Full-size sedans stretch that idea farther. They give you more legroom, wider seats, and a softer highway feel, though they can be harder to park and often cost more to buy and insure. Luxury sedans add richer materials, quieter cabins, and extra tech, but the body-style basics stay the same.

That’s why “sedan” alone doesn’t tell the whole story. You still need to check size, rear-seat room, trunk opening, ride comfort, and powertrain. The word tells you the shape. The class tells you how much space that shape gives you.

How To Tell If A Listing Is Truly For A Sedan

Online listings are messy at times. Sellers mix up trims, body styles, and marketing labels. If you want to make sure a car is really a sedan, use a short checklist.

Check the rear opening

If the whole rear glass lifts with the cargo door, it’s a hatchback or liftback, not a classic sedan.

Count the doors

Most sedans have four. Two-door cars may look similar from the side, but they usually fall into the coupe camp.

Look at the roof-to-trunk break

In a sedan, the roofline ends before the trunk lid starts. That visual break is one of the easiest clues to spot in side photos.

Read the model description with care

Some cars are sold in sedan and hatchback forms under the same model family. The body style may be tucked into the trim or variant name, so read the listing line by line.

Who A Sedan Suits Best

A sedan suits drivers who spend most of their time on paved roads, carry people more often than bulky gear, and want a car that feels neat, stable, and easy to live with. Commuters, small families, students, retirees, and company-car users often land here for good reason.

It also suits buyers who don’t want to pay extra for height they won’t use. If you rarely fold seats, rarely carry bikes inside the cabin, and don’t need off-road clearance, a sedan can feel like the cleaner fit. You get the car part of car ownership without paying for cargo habits you don’t have.

That doesn’t make it the right pick for every life stage. A growing family with strollers, sports gear, and weekend hauling may outgrow a sedan.
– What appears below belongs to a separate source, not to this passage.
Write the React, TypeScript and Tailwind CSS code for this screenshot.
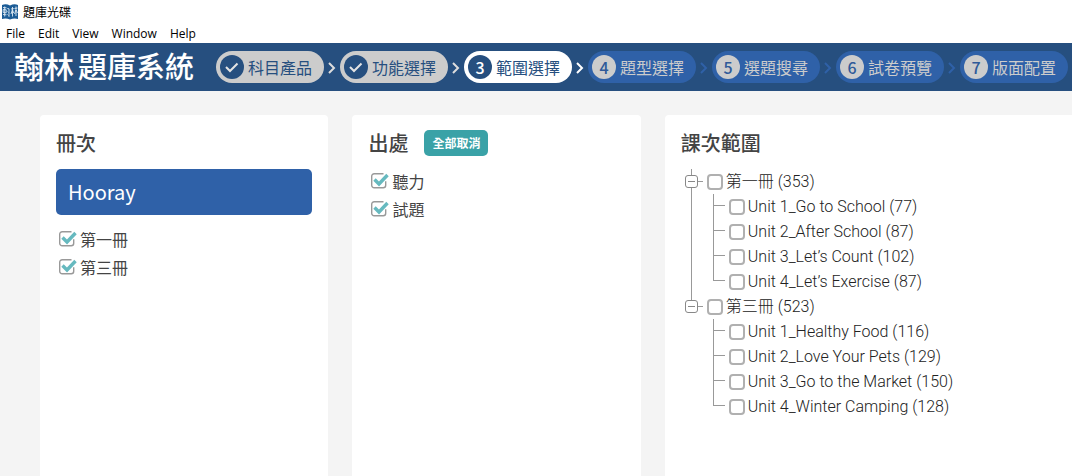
import React, { useState } from 'react';

const STEPS = ['科目產品', '功能選擇', '範圍選擇', '題型選擇', '選題搜尋', '試卷預覽', '版面配置'];
const CURRENT_STEP = 3;

const MENU = ['File', 'Edit', 'View', 'Window', 'Help'];

const TREE = [
    {
        name: '第一冊 (353)',
        units: ['Unit 1_Go to School (77)', 'Unit 2_After School (87)', 'Unit 3_Let’s Count (102)', 'Unit 4_Let’s Exercise (87)'],
    },
    {
        name: '第三冊 (523)',
        units: ['Unit 1_Healthy Food (116)', 'Unit 2_Love Your Pets (129)', 'Unit 3_Go to the Market (150)', 'Unit 4_Winter Camping (128)'],
    },
];

// Open book with the publisher's mark on both pages
const AppIcon: React.FC = () => (
    <svg viewBox="0 0 16 16" className="size-4" aria-hidden="true">
        <path d="M0 1q4-1.500 8 .5Q12-.5 16 1v14q-4-1-8 .5Q4 14 0 15z" fill="#1c5c96" />
        <path
            d="M1 3.500l3.500.3M2.700 2.500v10M1.200 5.500l3 .3v3l-3-.3zM1 10.500l3.500.3M5.300 4.500l1.700.3v8M5.500 7.500l1 1M5.500 10.500l1 1"
            fill="none"
            stroke="#dfeaf3"
            strokeWidth="0.9"
        />
        <path d="M9 5l2.800-.4M10.500 3v9.500M10.300 6L9 10M10.600 6l1 3M12.500 4.500l3-.5M14 2.500V12M13.800 6l-1.200 4M14.200 6l1.200 3" fill="none" stroke="#dfeaf3" strokeWidth="0.9" />
    </svg>
);

const Step: React.FC<{ index: number; label: string }> = ({ index, label }) => {
    const done = index < CURRENT_STEP;
    const current = index === CURRENT_STEP;

    const pill = done ? 'bg-[#cccccc] text-[#264f7f]' : current ? 'bg-white text-[#264f7f]' : 'bg-[#2f61a8] text-[#cccccc]';
    const circle = done || current ? 'bg-[#264f7f] text-white' : 'bg-[#cccccc] text-[#2f5a99]';

    return (
        <button type="button" className={`flex h-8 items-center gap-1 rounded-full pl-1 pr-3 ${pill}`}>
            <span className={`flex size-6 items-center justify-center rounded-full font-medium ${circle}`}>
                {done ? (
                    <svg viewBox="0 0 24 24" className="size-6" fill="none" stroke="#e4e4e4" strokeWidth="2" aria-hidden="true">
                        <path d="M6 12l4 4 7.500-7.500" />
                    </svg>
                ) : (
                    index
                )}
            </span>
            {label}
        </button>
    );
};

const StepArrow: React.FC<{ index: number }> = ({ index }) => {
    const color = index < CURRENT_STEP ? 'text-[#dddddd]' : index === CURRENT_STEP ? 'text-white' : 'text-[#2f61a8]';
    return (
        <svg viewBox="0 0 16 16" className={`size-4 ${color}`} fill="none" stroke="currentColor" strokeWidth="2" aria-hidden="true">
            <path d="M5 4l5 5-5 5" />
        </svg>
    );
};

const TickBox: React.FC<{ label: string }> = ({ label }) => {
    const [checked, setChecked] = useState(true);
    return (
        <label className="flex h-7 items-center gap-1">
            <span className="grid size-5 place-items-center">
                <input
                    type="checkbox"
                    checked={checked}
                    onChange={() => setChecked(!checked)}
                    className="col-start-1 row-start-1 size-5 appearance-none"
                />
                <svg viewBox="0 0 20 20" className="pointer-events-none col-start-1 row-start-1 size-5 overflow-visible" fill="none" aria-hidden="true">
                    <path d="M15.500 2.700H6.200a2.500 2.500 0 0 0-2.500 2.500v9a2.500 2.500 0 0 0 2.500 2.500h9a2.500 2.500 0 0 0 2.500-2.500v-4" stroke="#999999" strokeWidth="1.400" />
                    {checked && <path d="M6.500 8.500l4.500 4.500 8.500-9" stroke="#66b9bf" strokeWidth="3.400" />}
                </svg>
            </span>
            {label}
        </label>
    );
};

const EmptyBox: React.FC<{ label: string }> = ({ label }) => (
    <label className="flex items-center gap-[3px]">
        <input type="checkbox" className="size-4 appearance-none rounded-[4px] border-2 border-[#b0b0b0] bg-white checked:bg-[#66b9bf]" />
        {label}
    </label>
);

const Volume: React.FC<{ name: string; units: string[]; last: boolean }> = ({ name, units, last }) => {
    const [open, setOpen] = useState(true);
    return (
        <li className="flex">
            <div className="flex w-[13px] flex-col items-center">
                <span className="h-[6px] w-px bg-[#999999]" />
                <button
                    type="button"
                    aria-label={name}
                    aria-expanded={open}
                    onClick={() => setOpen(!open)}
                    className="flex size-[13px] items-center justify-center rounded-[3px] border border-[#888888]"
                >
                    <span className="h-px w-[7px] bg-[#888888]" />
                </button>
                {!last && <span className="w-px flex-1 bg-[#999999]" />}
            </div>
            <div>
                <div className="flex h-[25px] items-center gap-1">
                    <span className="h-px w-[5px] bg-[#999999]" />
                    <EmptyBox label={name} />
                </div>
                {open && (
                    <ul className="pl-[15px]">
                        {units.map((unit, i) => (
                            <li key={unit} className="flex h-[25px]">
                                <div className="flex w-3 flex-col">
                                    <span className="h-3 border-b border-l border-[#999999]" />
                                    {i < units.length - 1 && <span className="flex-1 border-l border-[#999999]" />}
                                </div>
                                <div className="flex items-center pl-1">
                                    <EmptyBox label={unit} />
                                </div>
                            </li>
                        ))}
                    </ul>
                )}
            </div>
        </li>
    );
};

const App: React.FC = () => {
    return (
        <div className="flex min-h-screen flex-col overflow-x-hidden bg-[#f4f4f4] font-['Noto_Sans_CJK_TC',sans-serif] text-base text-[#444444]">
            <div className="bg-white text-black">
                <div className="flex h-6 items-center gap-[5px] pl-0.5 text-xs">
                    <AppIcon />
                    <span>題庫光碟</span>
                </div>
                <nav className="flex h-[19px] items-center gap-[13px] pl-1.5 font-['Open_Sans',sans-serif] text-xs">
                    {MENU.map((item) => (
                        <button key={item} type="button">{item}</button>
                    ))}
                </nav>
            </div>

            <header className="flex h-12 items-center bg-[#264f7f] pl-[14px]">
                <h1 className="mr-[22px] flex shrink-0 items-center gap-1 pb-1 text-[29px] leading-none font-medium whitespace-nowrap text-white">
                    <span className="text-[30px]">翰林</span>
                    <span>題庫系統</span>
                </h1>
                <nav className="flex shrink-0 items-center whitespace-nowrap">
                    {STEPS.map((label, i) => (
                        <React.Fragment key={label}>
                            {i > 0 && <StepArrow index={i} />}
                            <Step index={i + 1} label={label} />
                        </React.Fragment>
                    ))}
                </nav>
            </header>

            <main className="grid flex-1 grid-cols-[17fr_17fr_24fr] gap-6 pt-6 pl-10">
                <section className="rounded-t bg-white p-4">
                    <h2 className="text-xl leading-6 font-medium">冊次</h2>
                    <button type="button" className="mt-[14px] mb-[10px] block h-[46px] w-full rounded-[5px] bg-[#2f61a8] px-3 text-left text-xl text-white">
                        Hooray
                    </button>
                    <TickBox label="第一冊" />
                    <TickBox label="第三冊" />
                </section>

                <section className="rounded-t bg-white p-4">
                    <div className="mb-3 flex h-6 items-center gap-4">
                        <h2 className="text-xl leading-6 font-medium">出處</h2>
                        <button type="button" className="h-[26px] rounded-[5px] bg-[#3aa2a7] px-2 text-xs font-bold text-white">全部取消</button>
                    </div>
                    <TickBox label="聽力" />
                    <TickBox label="試題" />
                </section>

                <section className="rounded-tl bg-white p-4">
                    <h2 className="text-xl leading-6 font-medium">課次範圍</h2>
                    <ul className="mt-[14px] pl-1 font-[Roboto,'Noto_Sans_CJK_TC',sans-serif] font-light whitespace-nowrap text-[#222222]">
                        {TREE.map((volume, i) => (
                            <Volume key={volume.name} name={volume.name} units={volume.units} last={i === TREE.length - 1} />
                        ))}
                    </ul>
                </section>
            </main>
        </div>
    );
};

export default App;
A driver with a long motorway commute and light cargo needs may find it close to perfect.

Final Take On The Sedan Shape

A sedan-type car is easy to define once you know what to watch for: fixed roof, passenger cabin, separate trunk, and a shape meant for comfortable everyday travel. That layout is why sedans still hold their ground. They stay practical, efficient, and pleasant for the kind of driving most people do most days.

If a car listing says “sedan,” you should now know what that means in real terms. It’s not just an old label. It tells you how the car stores luggage, how it uses interior space, and what kind of driving life it fits best.